Her curtain of light brown hair hung straight and obedient to her shoulders, tucked on both sides behind her ears. Her eyes were doe big, almost anime big, an
d a sharp blue, with soft lashes. A sprinkling of freckles dusted the bridge of her nose and cheeks. Her skin was winter pale, but she wore a little floral summer dress. She looked like a young girl…mostly. There was something a little off, though. She had no scars, no birthmarks, no lines at all anywhere in her skin, which gave Ben the odd impression that Maisie was what his therapist would have called “somewhat idealized,” a doll or mannequin version of a person drawn from imagination and not an actual flesh-and-blood, living person herself. His therapist said that people like him and Henry tended to do that, especially with women and children. Maybe Maisie was what Henry wanted her to be.
Ben thought it more likely that Maisie pretended to be what Henry wanted, but beneath, she was something else. As if in response to his thoughts, he saw that the more he took her in, the more pronounced an unusual feature of hers became: she had a strange patch of glittering, iridescent scales around her left eye and part of her cheek.
After allowing him to study her for a bit, she spoke. “I’ve come to talk to you.”
“About what?”
“Well, about some incantations you have in your head, like those in Toby Ryan’s. I imagine yours will be very helpful…but I can get those from you in just a moment. I’ve also come to discuss with you this pesky little habit you have of talking about us to other people. I’m sorry, but I can’t have that, not just yet.”

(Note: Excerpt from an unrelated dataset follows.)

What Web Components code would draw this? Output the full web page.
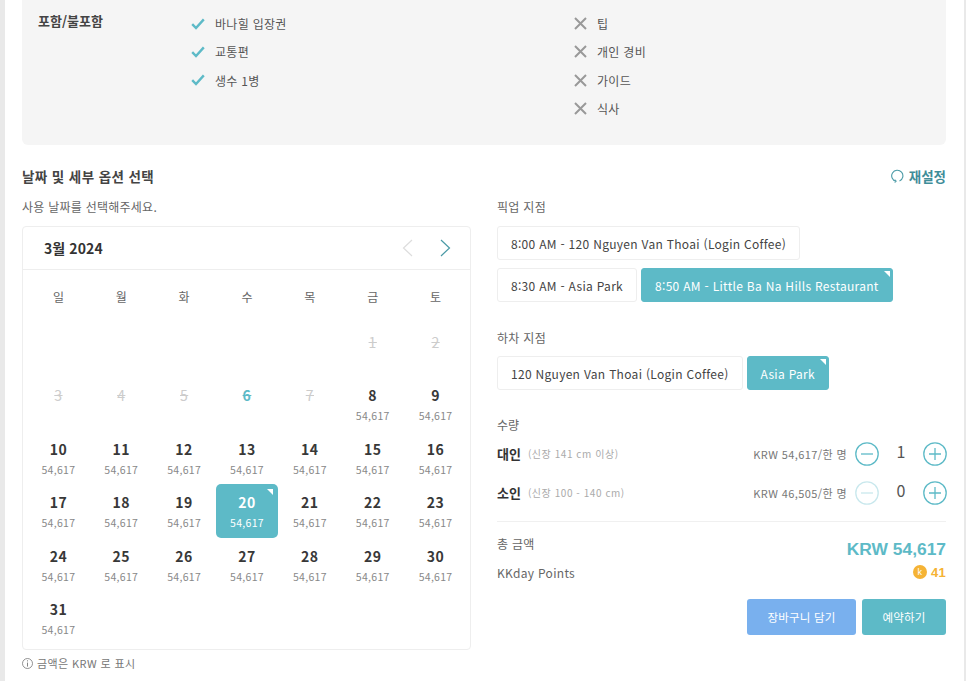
<!DOCTYPE html>
<html lang="ko">
<head>
<meta charset="utf-8">
<title>KKday</title>
<style>
  html, body { margin: 0; height: 681px; overflow: hidden; background: #fff; }
  body {
    font-family: "Noto Sans CJK KR", "Noto Sans", sans-serif;
    color: #333;
  }
</style>
</head>
<body>
<booking-page></booking-page>
<script>
const ICON_CHECK = `<svg width="14" height="12" viewBox="0 0 14 12"><path d="M1.2 6.2 L5 10 L12.8 1.4" fill="none" stroke="#5dbac7" stroke-width="2.4"/></svg>`;
const ICON_CROSS = `<svg width="13" height="13" viewBox="0 0 13 13"><path d="M1 1 L12 12 M12 1 L1 12" fill="none" stroke="#999" stroke-width="2"/></svg>`;

class IncludeItem extends HTMLElement {
    constructor() {
        super();
        this.attachShadow({ mode: 'open' });
    }

    connectedCallback() {
        const no = this.getAttribute('type') === 'no';
        this.shadowRoot.innerHTML = `
        <style>
          :host { display: flex; align-items: center; height: 28.3px; font-size: 12px; color: #555; letter-spacing: .3px; }
          .icon { width: ${no ? 23 : 24}px; display: flex; align-items: center; }
        </style>
        <span class="icon">${no ? ICON_CROSS : ICON_CHECK}</span><slot></slot>`;
    }
}

class IncludePanel extends HTMLElement {
    constructor() {
        super();
        this.attachShadow({ mode: 'open' });
    }

    connectedCallback() {
        this.shadowRoot.innerHTML = `
        <style>
          :host { display: grid; grid-template-columns: 153px 383px 1fr; height: 145px; box-sizing: border-box;
                  padding: 9.5px 16px 0; background: #f5f5f5; border-radius: 0 0 6px 6px; }
          h3 { margin: 1.5px 0 0; font-size: 13px; line-height: 20px; font-weight: 700; color: #444; }
        </style>
        <h3>포함/불포함</h3>
        <div>
          <include-item>바나힐 입장권</include-item>
          <include-item>교통편</include-item>
          <include-item>생수 1병</include-item>
        </div>
        <div>
          <include-item type="no">팁</include-item>
          <include-item type="no">개인 경비</include-item>
          <include-item type="no">가이드</include-item>
          <include-item type="no">식사</include-item>
        </div>`;
    }
}

class DayCell extends HTMLElement {
    constructor() {
        super();
        this.attachShadow({ mode: 'open' });
    }

    connectedCallback() {
        const price = this.getAttribute('price');
        this.shadowRoot.innerHTML = `
        <style>
          :host { display: block; position: relative; height: 54px; text-align: center; border-radius: 5px; box-sizing: border-box; padding-top: 8px; }
          .n { font-size: 14px; line-height: 20px; font-weight: 700; color: #383838; letter-spacing: .5px; }
          .p { font-size: 10.5px; line-height: 16px; margin-top: 3px; color: #888; letter-spacing: .3px; }
          :host([off]) .n { color: #ccc; text-decoration: line-through; font-weight: 400; }
          :host([today]) .n { color: #5dbac7; text-decoration: line-through; }
          :host([selected]) { background: #5dbac7; }
          :host([selected]) .n, :host([selected]) .p { color: #fff; }
          :host([selected])::after { content: ""; position: absolute; top: 5px; right: 5px;
            border-top: 6px solid #fff; border-left: 6px solid transparent; }
        </style>
        <div class="n"><slot></slot></div>
        ${price ? `<div class="p">${price}</div>` : ''}`;
    }
}

class DateCalendar extends HTMLElement {
    constructor() {
        super();
        this.attachShadow({ mode: 'open' });
    }

    connectedCallback() {
        const week = ['일', '월', '화', '수', '목', '금', '토'];
        let cells = '<span></span>'.repeat(5);
        for (let d = 1; d <= 31; d++) {
            if (d <= 7) {
                cells += `<day-cell ${d === 6 ? 'today' : 'off'}>${d}</day-cell>`;
            } else {
                cells += `<day-cell price="54,617" ${d === 20 ? 'selected' : ''}>${d}</day-cell>`;
            }
        }
        this.shadowRoot.innerHTML = `
        <style>
          :host { display: block; height: 424px; box-sizing: border-box; border: 1px solid #eee; border-radius: 4px; }
          header { display: flex; align-items: center; height: 42px; padding: 0 19px 0 21px; border-bottom: 1px solid #eee; }
          h4 { flex: 1; margin: 0; font-size: 14px; font-weight: 700; color: #333; letter-spacing: .1px; }
          header svg { display: block; margin-left: 27px; }
          .grid { display: grid; grid-template-columns: repeat(7, 1fr); padding: 0 3px 0 4px; grid-auto-rows: 53.5px; }
          .wk { height: 53.5px; box-sizing: border-box; padding: 0 3px 1.5px 4px; display: grid; grid-template-columns: repeat(7, 1fr); align-items: center; text-align: center; font-size: 12px; color: #666; }
        </style>
        <header>
          <h4>3월 2024</h4>
          <svg width="11" height="18" viewBox="0 0 11 18"><path d="M10 1 L1.5 9 L10 17" fill="none" stroke="#ddd" stroke-width="1.2"/></svg>
          <svg width="11" height="18" viewBox="0 0 11 18"><path d="M1 1 L9.5 9 L1 17" fill="none" stroke="#4a9aa6" stroke-width="1.2"/></svg>
        </header>
        <div class="wk">${week.map(w => `<span>${w}</span>`).join('')}</div>
        <div class="grid">${cells}</div>`;
    }
}

class OptionButton extends HTMLElement {
    constructor() {
        super();
        this.attachShadow({ mode: 'open' });
    }

    connectedCallback() {
        this.shadowRoot.innerHTML = `
        <style>
          :host { display: inline-flex; align-items: center; position: relative; height: 34px; box-sizing: border-box; padding: 0 13px;
                  border: 1px solid #eee; border-radius: 3px; font-size: 12px; color: #444; letter-spacing: .3px; background: #fff; white-space: nowrap; }
          :host([selected]) { background: #5dbac7; border-color: #5dbac7; color: #fff; }
          :host([selected])::after { content: ""; position: absolute; top: 2px; right: 2px;
            border-top: 6px solid #fff; border-left: 6px solid transparent; }
        </style>
        <slot></slot>`;
    }
}

class OptionGroup extends HTMLElement {
    constructor() {
        super();
        this.attachShadow({ mode: 'open' });
    }

    connectedCallback() {
        this.shadowRoot.innerHTML = `
        <style>
          :host { display: block; }
          .label { font-size: 12px; line-height: 18px; color: #666; letter-spacing: .3px; margin-bottom: var(--label-gap, 10px); }
          .opts { display: flex; flex-wrap: wrap; gap: 8px 4px; padding-right: 12px; }
        </style>
        <div class="label">${this.getAttribute('label')}</div>
        <div class="opts"><slot></slot></div>`;
    }
}

class QtyRow extends HTMLElement {
    constructor() {
        super();
        this.attachShadow({ mode: 'open' });
    }

    connectedCallback() {
        const val = this.getAttribute('value');
        const minusColor = val === '0' ? '#c9e8ed' : '#5dbac7';
        const circle = (inner, color) => `<svg width="24" height="24" viewBox="0 0 24 24"><circle cx="12" cy="12" r="11.2" fill="none" stroke="${color}" stroke-width="1.3"/><path d="${inner}" stroke="${color}" stroke-width="1.3"/></svg>`;
        this.shadowRoot.innerHTML = `
        <style>
          :host { display: flex; align-items: center; height: 39px; margin-right: -1px; }
          b { font-size: 13px; font-weight: 700; color: #333; }
          small { flex: 1; margin-left: 7px; font-size: 10px; color: #aaa; letter-spacing: .55px; }
          .price { font-size: 11px; color: #777; letter-spacing: .4px; margin-right: 8px; }
          .val { width: 44px; text-align: center; font-size: 16px; color: #555; margin-top: -5px; }
          svg { display: block; }
        </style>
        <b>${this.getAttribute('name')}</b>
        <small>${this.getAttribute('note')}</small>
        <span class="price">${this.getAttribute('price')}</span>
        ${circle('M6 12 H18', minusColor)}
        <span class="val">${val}</span>
        ${circle('M6 12 H18 M12 6 V18', '#5dbac7')}`;
    }
}

class TotalBox extends HTMLElement {
    constructor() {
        super();
        this.attachShadow({ mode: 'open' });
    }

    connectedCallback() {
        this.shadowRoot.innerHTML = `
        <style>
          :host { display: block; border-top: 1px solid #f0f0f0; padding-top: 13px; margin-top: 9px; }
          .row { display: flex; justify-content: space-between; align-items: center; color: #666; font-size: 12px; letter-spacing: .3px; }
          .row.total { height: 25px; align-items: flex-start; }
          .row.pts { height: 24px; }
          .amount { font-family: "Liberation Sans", sans-serif; font-size: 17.4px; font-weight: 700; color: #5dbac7; letter-spacing: 0; margin-top: 4px; }
          .coin { display: inline-flex; align-items: center; gap: 4px; font-family: "Liberation Sans", sans-serif; font-weight: 700; font-size: 13px; color: #f5b335; }
          .coin i { width: 14px; height: 14px; border-radius: 50%; background: #f5b335; color: #fff; font-style: normal; font-size: 9px; line-height: 14px; text-align: center; font-weight: 400; }
          .actions { display: flex; justify-content: flex-end; gap: 6px; margin-top: 15px; }
          button { height: 36px; border: 0; border-radius: 3px; color: #fff; font: inherit; font-size: 11.5px; padding: 0; letter-spacing: .2px; }
          .cart { width: 109px; background: #79b0ee; }
          .book { width: 84px; background: #5dbac7; }
        </style>
        <div class="row total"><span>총 금액</span><span class="amount">KRW 54,617</span></div>
        <div class="row pts"><span>KKday Points</span><span class="coin"><i>k</i>41</span></div>
        <div class="actions"><button class="cart">장바구니 담기</button><button class="book">예약하기</button></div>`;
    }
}

class BookingPage extends HTMLElement {
    constructor() {
        super();
        this.attachShadow({ mode: 'open' });
    }

    connectedCallback() {
        this.shadowRoot.innerHTML = `
        <style>
          :host { display: block; box-sizing: border-box; height: 681px; overflow: hidden; padding: 0 18px 0 17px;
                  border-left: 5px solid #e9e9e9; border-right: 2px solid #e9e9e9; }
          .head { display: flex; justify-content: space-between; align-items: center; margin-top: 21px; height: 20px; }
          h2 { margin: 0; font-size: 13.5px; font-weight: 700; color: #444; letter-spacing: .4px; }
          .reset { display: flex; align-items: center; gap: 5px; font-size: 13.5px; font-weight: 700; color: #3f8d99; }
          .cols { display: grid; grid-template-columns: 449px 449px; gap: 26px; margin-top: 12px; }
          .sub { font-size: 12px; line-height: 18px; color: #666; letter-spacing: .25px; margin-bottom: 10px; }
          .note { display: flex; align-items: center; gap: 4px; font-size: 11px; color: #777; margin-top: 5px; letter-spacing: .4px; }
          .stack { display: flex; flex-direction: column; }
          .qlabel { font-size: 12px; line-height: 18px; color: #666; margin-top: 26px; margin-bottom: 0; }
          .dropoff { margin-top: 27px; --label-gap: 9px; }
        </style>
        <include-panel></include-panel>
        <div class="head">
          <h2>날짜 및 세부 옵션 선택</h2>
          <span class="reset"><svg width="13" height="14" viewBox="0 0 13 14"><path d="M5 12.3 A5.6 5.6 0 1 1 8.5 12" fill="none" stroke="#4a9aa6" stroke-width="1.1"/><path d="M4 10.5 L5.3 12.4 L3.6 13.6" fill="none" stroke="#4a9aa6" stroke-width="1"/></svg>재설정</span>
        </div>
        <div class="cols">
          <div>
            <div class="sub">사용 날짜를 선택해주세요.</div>
            <date-calendar></date-calendar>
            <div class="note"><svg width="11" height="11" viewBox="0 0 11 11"><circle cx="5.5" cy="5.5" r="5" fill="none" stroke="#777" stroke-width=".8"/><path d="M5.5 2.3 V3.4 M5.5 4.6 V8.6" stroke="#777" stroke-width=".9"/></svg>금액은 KRW 로 표시</div>
          </div>
          <div class="stack">
            <option-group label="픽업 지점">
              <option-button>8:00 AM - 120 Nguyen Van Thoai (Login Coffee)</option-button>
              <option-button>8:30 AM - Asia Park</option-button>
              <option-button selected>8:50 AM - Little Ba Na Hills Restaurant</option-button>
            </option-group>
            <option-group class="dropoff" label="하차 지점">
              <option-button>120 Nguyen Van Thoai (Login Coffee)</option-button>
              <option-button selected>Asia Park</option-button>
            </option-group>
            <div class="qlabel">수량</div>
            <qty-row name="대인" note="(신장 141 cm 이상)" price="KRW 54,617/한 명" value="1"></qty-row>
            <qty-row name="소인" note="(신장 100 - 140 cm)" price="KRW 46,505/한 명" value="0"></qty-row>
            <total-box></total-box>
          </div>
        </div>`;
    }
}

customElements.define('include-item', IncludeItem);
customElements.define('include-panel', IncludePanel);
customElements.define('day-cell', DayCell);
customElements.define('date-calendar', DateCalendar);
customElements.define('option-button', OptionButton);
customElements.define('option-group', OptionGroup);
customElements.define('qty-row', QtyRow);
customElements.define('total-box', TotalBox);
customElements.define('booking-page', BookingPage);
</script>
</body>
</html>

Ben’s mind raced. “Did you kill Martha? You killed her, didn’t you? And the others…”
Maisie smiled with her perfectly innocent little girl’s mouth.
Ben backed away. “No,” he said. “No! No! Please don’t do this. You don’t have to do this!” He stumbled over the corner of his bed and let out a cry.
“Ben,” Maisie said in that soothing voice, “let’s not be difficult. I just want to talk to you.” She took a step toward him. “I just want to protect Henry.”
“Protect him?” Ben held his breath for a moment. Maybe she wouldn’t kill him after all. Maybe she really did just want to talk.